While investors remain bullish on value-add multifamily properties, people making such a financial commitment have at the same time been forced to readjust their sights (not to mention their expectations) in recent years, in the wake of the Great Recession of 2007-08. Gone are the days when it was simply a matter of scooping up a distressed property, making a few repairs, raising the rent and realizing a handsome profit.
Today investors are finding just as much value in newer properties, but it’s a matter of where those properties are, and what improvements are made to the property itself, as well as to its management.
Investors have made the most of their opportunities. In 2018, some $32 billion in value-add apartments were sold in the U.S., accounting for 16 percent of the nation’s transactions in that sector. The year prior: Value-add investments accounted for 40 percent of the real estate capital raised by private equity firms.
This trend, fueled by governmental policy changes and new employment opportunities in certain submarkets across the nation, is expected to continue for the foreseeable future, especially in areas undergoing job and population growth. Chicago, which has become a tech hotbed, is very much in that mix. There exists a demand for downtown apartments, especially the Class A units favored by millennials and empty-nesters.
Staying ahead of the trends
Susan Tjarksen, managing director of Cushman & Wakefield’s Strategic Capital Markets Group, said that such options such as co-living will remain popular with those seeking affordable options in the best neighborhoods—a trend also noted by investors. Short-term rentals are also a viable alternative. “The data show they are poised for continued growth. We’re also going to see the continued evolution of affordable housing in Chicago as demand leads a variety of private and public partners to join forces to solve the workforce housing crisis,” Tjarksen said.
Amenities will always be crucial to the value-add equation, and property owners are becoming increasingly inventive along those lines, providing green spaces like the two-acre park completed by the firm Lendlease along the Chicago River and artwork like the Kiwi sculpture erected at Optima Signature’s luxury high rise.
Seeking new opportunities
It is also expected that in the years ahead, such things as de-conversions—transitioning condos into rentals—will gain traction, as will flexible amenity spaces, since renters’ needs are ever-changing. At present, however, in-unit upgrades are as desirable as any. That was the conclusion shared by two Chicago-area real estate professionals, Evergreen Real Estate Group president Steve Rappin and Habitat Co. vice president of acquisitions and investments Bryan Sullivan, in a recent interview.
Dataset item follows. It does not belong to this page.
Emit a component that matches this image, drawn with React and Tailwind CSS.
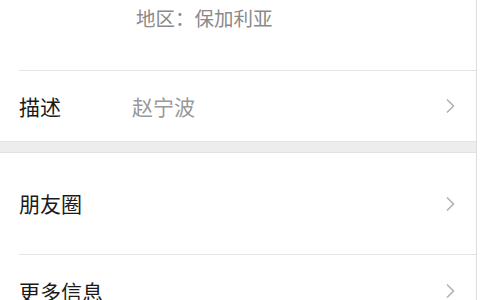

Rappin believes improvements made to kitchens and bathrooms offer the best ROI, as do things like updated windows and HVAC units. Derrick Hawthorne, vice president of asset management and acquisitions at another Chicago firm, Draper and Kramer, likewise believes that it is important to hit the mark with residents, but mentioned doing so in a grander way—with something like a clubhouse.
Carlos Vaz, CEO, and co-founder of the Conti Organization in Dallas, said that, in his estimation, there are four tiers of renovations for a value-add property, giving renters greater flexibility and affordability:
- Complete renovation.
- Partial renovation.
- Minimal upgrades: new appliances.
- Painting, some landscaping.
Property owners should also look to eliminate management inefficiencies. A re-brand is not the worst idea. A revamped color scheme and new signage can go a long way toward eliminating whatever stigma might have been attached to the community in the past.
Selecting a focus
Properties 15 years old or older represent the most desirable value-add opportunities. Those properties needing even small upgrades can make a considerable difference, even as the focus shifts to newer properties. Greg Willett, chief economist for RealPage Inc. in Richardson, Texas, said that there is a vast difference between construction completed in 2010 and those properties completed more recently.
Product has gone “more and more upscale very quickly,” said Willett
No matter the property’s age, the goal remains the same. And the ancient real estate aphorism about location continues to hold true.
Private equity firm Trion Properties recently purchased 11 apartment communities in Portland, Ore. as a value-add deal. Trion CEO, Max Sharkansky, noted that there remain promising opportunities in cities like Salt Lake City, Denver—even the Dallas-Fort Worth metroplex, where investment groups came together to acquire four multifamily communities totaling nearly 800 units in the mid-2010s.
Adapt to prosper
The value-add challenge has only increased since then. Yet investors have been able to adapt while preparing themselves for a future that promises to bring more change.